GOAL: Copy the data that follows, character for character, minus the pictures.

DATA EXCERPT:
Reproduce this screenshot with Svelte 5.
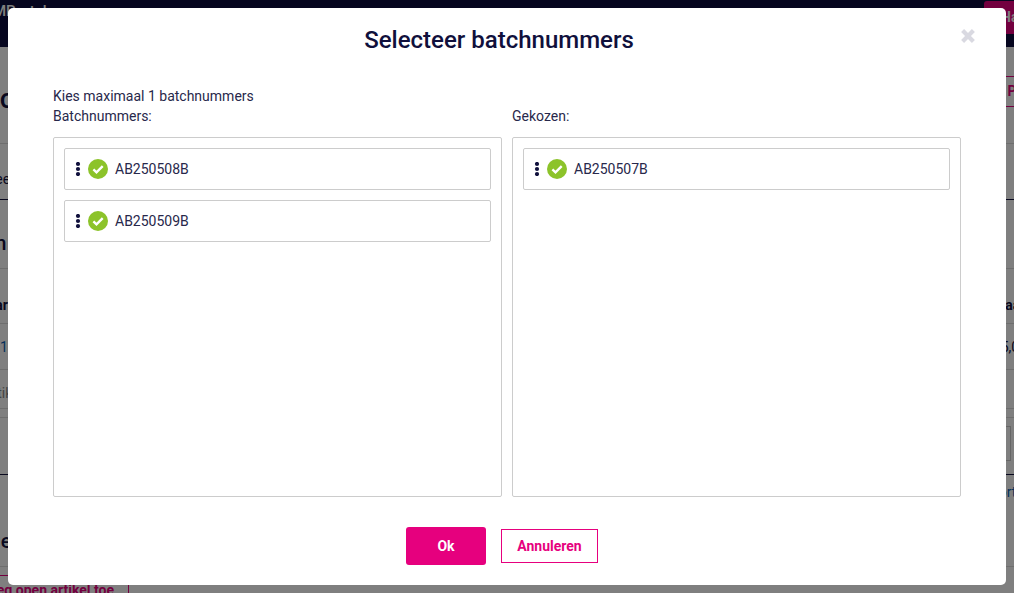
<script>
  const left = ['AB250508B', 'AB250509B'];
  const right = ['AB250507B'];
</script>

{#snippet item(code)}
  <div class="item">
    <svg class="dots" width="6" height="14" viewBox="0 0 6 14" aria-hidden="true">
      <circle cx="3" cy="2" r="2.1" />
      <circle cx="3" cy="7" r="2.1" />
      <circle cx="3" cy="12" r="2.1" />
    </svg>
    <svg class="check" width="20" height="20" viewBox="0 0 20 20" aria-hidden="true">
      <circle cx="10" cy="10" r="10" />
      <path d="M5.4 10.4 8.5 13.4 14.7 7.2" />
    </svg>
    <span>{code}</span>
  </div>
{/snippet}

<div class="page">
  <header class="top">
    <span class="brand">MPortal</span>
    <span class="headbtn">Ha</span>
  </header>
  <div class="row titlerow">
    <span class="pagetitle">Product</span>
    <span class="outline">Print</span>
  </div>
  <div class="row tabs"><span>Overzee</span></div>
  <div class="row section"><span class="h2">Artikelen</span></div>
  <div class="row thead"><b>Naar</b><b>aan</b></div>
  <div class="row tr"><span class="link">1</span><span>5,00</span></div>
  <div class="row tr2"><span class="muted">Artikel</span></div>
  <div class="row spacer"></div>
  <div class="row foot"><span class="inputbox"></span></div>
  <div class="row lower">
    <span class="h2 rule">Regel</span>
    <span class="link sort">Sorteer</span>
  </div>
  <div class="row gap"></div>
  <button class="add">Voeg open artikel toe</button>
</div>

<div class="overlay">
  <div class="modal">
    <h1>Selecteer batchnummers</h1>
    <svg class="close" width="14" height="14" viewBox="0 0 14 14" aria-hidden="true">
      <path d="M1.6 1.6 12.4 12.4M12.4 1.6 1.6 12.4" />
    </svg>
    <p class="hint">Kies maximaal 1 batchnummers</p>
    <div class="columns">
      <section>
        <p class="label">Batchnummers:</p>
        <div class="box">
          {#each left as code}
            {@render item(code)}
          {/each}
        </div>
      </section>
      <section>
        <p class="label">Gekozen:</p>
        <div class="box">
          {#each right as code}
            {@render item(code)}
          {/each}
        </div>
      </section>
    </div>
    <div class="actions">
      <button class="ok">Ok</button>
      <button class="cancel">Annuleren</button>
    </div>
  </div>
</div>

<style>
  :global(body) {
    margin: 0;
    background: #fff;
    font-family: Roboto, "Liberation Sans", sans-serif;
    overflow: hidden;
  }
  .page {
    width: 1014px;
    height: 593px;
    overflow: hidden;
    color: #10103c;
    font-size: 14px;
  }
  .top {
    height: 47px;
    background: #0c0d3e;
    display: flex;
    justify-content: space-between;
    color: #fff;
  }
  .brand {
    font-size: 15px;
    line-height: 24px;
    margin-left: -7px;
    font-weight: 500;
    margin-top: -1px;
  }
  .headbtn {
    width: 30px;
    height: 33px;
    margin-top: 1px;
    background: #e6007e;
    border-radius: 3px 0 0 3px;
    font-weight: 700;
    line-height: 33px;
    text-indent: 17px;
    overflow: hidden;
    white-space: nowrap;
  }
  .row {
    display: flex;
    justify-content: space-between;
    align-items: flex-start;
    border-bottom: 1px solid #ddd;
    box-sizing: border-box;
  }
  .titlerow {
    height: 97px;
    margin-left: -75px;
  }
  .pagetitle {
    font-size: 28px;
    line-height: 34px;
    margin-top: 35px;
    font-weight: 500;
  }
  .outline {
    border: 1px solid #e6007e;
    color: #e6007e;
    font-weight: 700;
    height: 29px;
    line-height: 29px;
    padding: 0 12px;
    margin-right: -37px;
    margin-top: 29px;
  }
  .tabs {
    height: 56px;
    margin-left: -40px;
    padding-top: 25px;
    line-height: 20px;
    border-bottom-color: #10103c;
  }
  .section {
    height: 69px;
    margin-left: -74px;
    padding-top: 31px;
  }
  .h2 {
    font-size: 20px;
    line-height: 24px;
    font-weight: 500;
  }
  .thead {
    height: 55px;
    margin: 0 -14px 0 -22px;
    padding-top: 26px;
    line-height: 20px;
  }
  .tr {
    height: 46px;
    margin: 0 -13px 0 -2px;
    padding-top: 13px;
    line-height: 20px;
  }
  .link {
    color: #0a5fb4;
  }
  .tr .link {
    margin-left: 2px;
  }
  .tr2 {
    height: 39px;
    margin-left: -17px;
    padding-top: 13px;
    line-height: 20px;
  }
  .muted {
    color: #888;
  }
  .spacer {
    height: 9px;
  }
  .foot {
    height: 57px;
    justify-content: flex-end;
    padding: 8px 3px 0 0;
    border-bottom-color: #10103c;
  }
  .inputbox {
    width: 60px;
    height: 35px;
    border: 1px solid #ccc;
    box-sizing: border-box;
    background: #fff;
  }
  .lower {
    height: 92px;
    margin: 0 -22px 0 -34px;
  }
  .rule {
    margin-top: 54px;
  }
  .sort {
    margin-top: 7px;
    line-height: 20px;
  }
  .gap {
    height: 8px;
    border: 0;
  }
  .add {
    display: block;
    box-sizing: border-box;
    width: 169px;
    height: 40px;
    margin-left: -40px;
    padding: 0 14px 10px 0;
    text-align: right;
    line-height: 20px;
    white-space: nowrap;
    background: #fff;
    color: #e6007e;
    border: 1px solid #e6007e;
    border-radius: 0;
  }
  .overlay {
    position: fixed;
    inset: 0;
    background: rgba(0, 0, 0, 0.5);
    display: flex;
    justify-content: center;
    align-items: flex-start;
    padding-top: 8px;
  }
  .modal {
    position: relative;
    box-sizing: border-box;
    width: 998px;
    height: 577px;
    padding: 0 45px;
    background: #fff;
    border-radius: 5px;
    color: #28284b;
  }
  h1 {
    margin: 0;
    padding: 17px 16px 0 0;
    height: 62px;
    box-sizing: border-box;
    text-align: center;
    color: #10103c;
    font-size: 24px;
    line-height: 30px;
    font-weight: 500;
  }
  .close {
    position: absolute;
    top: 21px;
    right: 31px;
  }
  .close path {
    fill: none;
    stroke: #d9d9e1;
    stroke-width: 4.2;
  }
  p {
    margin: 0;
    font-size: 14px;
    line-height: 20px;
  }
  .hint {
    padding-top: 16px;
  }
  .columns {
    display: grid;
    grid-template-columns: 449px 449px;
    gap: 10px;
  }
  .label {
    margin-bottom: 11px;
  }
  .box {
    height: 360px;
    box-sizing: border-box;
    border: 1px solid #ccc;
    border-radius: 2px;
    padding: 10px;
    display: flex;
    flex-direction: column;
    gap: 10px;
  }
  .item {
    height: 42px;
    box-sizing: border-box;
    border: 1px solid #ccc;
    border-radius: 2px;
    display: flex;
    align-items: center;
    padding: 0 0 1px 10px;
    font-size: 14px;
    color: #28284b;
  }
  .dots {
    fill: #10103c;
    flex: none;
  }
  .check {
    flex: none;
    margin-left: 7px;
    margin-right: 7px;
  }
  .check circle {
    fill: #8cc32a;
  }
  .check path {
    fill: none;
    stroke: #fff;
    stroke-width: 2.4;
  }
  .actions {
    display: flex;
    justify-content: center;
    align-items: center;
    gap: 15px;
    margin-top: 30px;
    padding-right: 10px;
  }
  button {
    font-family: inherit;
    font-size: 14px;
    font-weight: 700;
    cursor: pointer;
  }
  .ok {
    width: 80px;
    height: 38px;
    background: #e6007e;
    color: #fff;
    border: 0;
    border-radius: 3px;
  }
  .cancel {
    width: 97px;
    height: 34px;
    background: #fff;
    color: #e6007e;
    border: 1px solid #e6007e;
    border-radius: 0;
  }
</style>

TASK ANSWER:
Reproduce this screenshot with Svelte 5.
<script>
  const left = ['AB250508B', 'AB250509B'];
  const right = ['AB250507B'];
</script>

{#snippet item(code)}
  <div class="item">
    <svg class="dots" width="6" height="14" viewBox="0 0 6 14" aria-hidden="true">
      <circle cx="3" cy="2" r="2.1" />
      <circle cx="3" cy="7" r="2.1" />
      <circle cx="3" cy="12" r="2.1" />
    </svg>
    <svg class="check" width="20" height="20" viewBox="0 0 20 20" aria-hidden="true">
      <circle cx="10" cy="10" r="10" />
      <path d="M5.4 10.4 8.5 13.4 14.7 7.2" />
    </svg>
    <span>{code}</span>
  </div>
{/snippet}

<div class="page">
  <header class="top">
    <span class="brand">MPortal</span>
    <span class="headbtn">Ha</span>
  </header>
  <div class="row titlerow">
    <span class="pagetitle">Product</span>
    <span class="outline">Print</span>
  </div>
  <div class="row tabs"><span>Overzee</span></div>
  <div class="row section"><span class="h2">Artikelen</span></div>
  <div class="row thead"><b>Naar</b><b>aan</b></div>
  <div class="row tr"><span class="link">1</span><span>5,00</span></div>
  <div class="row tr2"><span class="muted">Artikel</span></div>
  <div class="row spacer"></div>
  <div class="row foot"><span class="inputbox"></span></div>
  <div class="row lower">
    <span class="h2 rule">Regel</span>
    <span class="link sort">Sorteer</span>
  </div>
  <div class="row gap"></div>
  <button class="add">Voeg open artikel toe</button>
</div>

<div class="overlay">
  <div class="modal">
    <h1>Selecteer batchnummers</h1>
    <svg class="close" width="14" height="14" viewBox="0 0 14 14" aria-hidden="true">
      <path d="M1.6 1.6 12.4 12.4M12.4 1.6 1.6 12.4" />
    </svg>
    <p class="hint">Kies maximaal 1 batchnummers</p>
    <div class="columns">
      <section>
        <p class="label">Batchnummers:</p>
        <div class="box">
          {#each left as code}
            {@render item(code)}
          {/each}
        </div>
      </section>
      <section>
        <p class="label">Gekozen:</p>
        <div class="box">
          {#each right as code}
            {@render item(code)}
          {/each}
        </div>
      </section>
    </div>
    <div class="actions">
      <button class="ok">Ok</button>
      <button class="cancel">Annuleren</button>
    </div>
  </div>
</div>

<style>
  :global(body) {
    margin: 0;
    background: #fff;
    font-family: Roboto, "Liberation Sans", sans-serif;
    overflow: hidden;
  }
  .page {
    width: 1014px;
    height: 593px;
    overflow: hidden;
    color: #10103c;
    font-size: 14px;
  }
  .top {
    height: 47px;
    background: #0c0d3e;
    display: flex;
    justify-content: space-between;
    color: #fff;
  }
  .brand {
    font-size: 15px;
    line-height: 24px;
    margin-left: -7px;
    font-weight: 500;
    margin-top: -1px;
  }
  .headbtn {
    width: 30px;
    height: 33px;
    margin-top: 1px;
    background: #e6007e;
    border-radius: 3px 0 0 3px;
    font-weight: 700;
    line-height: 33px;
    text-indent: 17px;
    overflow: hidden;
    white-space: nowrap;
  }
  .row {
    display: flex;
    justify-content: space-between;
    align-items: flex-start;
    border-bottom: 1px solid #ddd;
    box-sizing: border-box;
  }
  .titlerow {
    height: 97px;
    margin-left: -75px;
  }
  .pagetitle {
    font-size: 28px;
    line-height: 34px;
    margin-top: 35px;
    font-weight: 500;
  }
  .outline {
    border: 1px solid #e6007e;
    color: #e6007e;
    font-weight: 700;
    height: 29px;
    line-height: 29px;
    padding: 0 12px;
    margin-right: -37px;
    margin-top: 29px;
  }
  .tabs {
    height: 56px;
    margin-left: -40px;
    padding-top: 25px;
    line-height: 20px;
    border-bottom-color: #10103c;
  }
  .section {
    height: 69px;
    margin-left: -74px;
    padding-top: 31px;
  }
  .h2 {
    font-size: 20px;
    line-height: 24px;
    font-weight: 500;
  }
  .thead {
    height: 55px;
    margin: 0 -14px 0 -22px;
    padding-top: 26px;
    line-height: 20px;
  }
  .tr {
    height: 46px;
    margin: 0 -13px 0 -2px;
    padding-top: 13px;
    line-height: 20px;
  }
  .link {
    color: #0a5fb4;
  }
  .tr .link {
    margin-left: 2px;
  }
  .tr2 {
    height: 39px;
    margin-left: -17px;
    padding-top: 13px;
    line-height: 20px;
  }
  .muted {
    color: #888;
  }
  .spacer {
    height: 9px;
  }
  .foot {
    height: 57px;
    justify-content: flex-end;
    padding: 8px 3px 0 0;
    border-bottom-color: #10103c;
  }
  .inputbox {
    width: 60px;
    height: 35px;
    border: 1px solid #ccc;
    box-sizing: border-box;
    background: #fff;
  }
  .lower {
    height: 92px;
    margin: 0 -22px 0 -34px;
  }
  .rule {
    margin-top: 54px;
  }
  .sort {
    margin-top: 7px;
    line-height: 20px;
  }
  .gap {
    height: 8px;
    border: 0;
  }
  .add {
    display: block;
    box-sizing: border-box;
    width: 169px;
    height: 40px;
    margin-left: -40px;
    padding: 0 14px 10px 0;
    text-align: right;
    line-height: 20px;
    white-space: nowrap;
    background: #fff;
    color: #e6007e;
    border: 1px solid #e6007e;
    border-radius: 0;
  }
  .overlay {
    position: fixed;
    inset: 0;
    background: rgba(0, 0, 0, 0.5);
    display: flex;
    justify-content: center;
    align-items: flex-start;
    padding-top: 8px;
  }
  .modal {
    position: relative;
    box-sizing: border-box;
    width: 998px;
    height: 577px;
    padding: 0 45px;
    background: #fff;
    border-radius: 5px;
    color: #28284b;
  }
  h1 {
    margin: 0;
    padding: 17px 16px 0 0;
    height: 62px;
    box-sizing: border-box;
    text-align: center;
    color: #10103c;
    font-size: 24px;
    line-height: 30px;
    font-weight: 500;
  }
  .close {
    position: absolute;
    top: 21px;
    right: 31px;
  }
  .close path {
    fill: none;
    stroke: #d9d9e1;
    stroke-width: 4.2;
  }
  p {
    margin: 0;
    font-size: 14px;
    line-height: 20px;
  }
  .hint {
    padding-top: 16px;
  }
  .columns {
    display: grid;
    grid-template-columns: 449px 449px;
    gap: 10px;
  }
  .label {
    margin-bottom: 11px;
  }
  .box {
    height: 360px;
    box-sizing: border-box;
    border: 1px solid #ccc;
    border-radius: 2px;
    padding: 10px;
    display: flex;
    flex-direction: column;
    gap: 10px;
  }
  .item {
    height: 42px;
    box-sizing: border-box;
    border: 1px solid #ccc;
    border-radius: 2px;
    display: flex;
    align-items: center;
    padding: 0 0 1px 10px;
    font-size: 14px;
    color: #28284b;
  }
  .dots {
    fill: #10103c;
    flex: none;
  }
  .check {
    flex: none;
    margin-left: 7px;
    margin-right: 7px;
  }
  .check circle {
    fill: #8cc32a;
  }
  .check path {
    fill: none;
    stroke: #fff;
    stroke-width: 2.4;
  }
  .actions {
    display: flex;
    justify-content: center;
    align-items: center;
    gap: 15px;
    margin-top: 30px;
    padding-right: 10px;
  }
  button {
    font-family: inherit;
    font-size: 14px;
    font-weight: 700;
    cursor: pointer;
  }
  .ok {
    width: 80px;
    height: 38px;
    background: #e6007e;
    color: #fff;
    border: 0;
    border-radius: 3px;
  }
  .cancel {
    width: 97px;
    height: 34px;
    background: #fff;
    color: #e6007e;
    border: 1px solid #e6007e;
    border-radius: 0;
  }
</style>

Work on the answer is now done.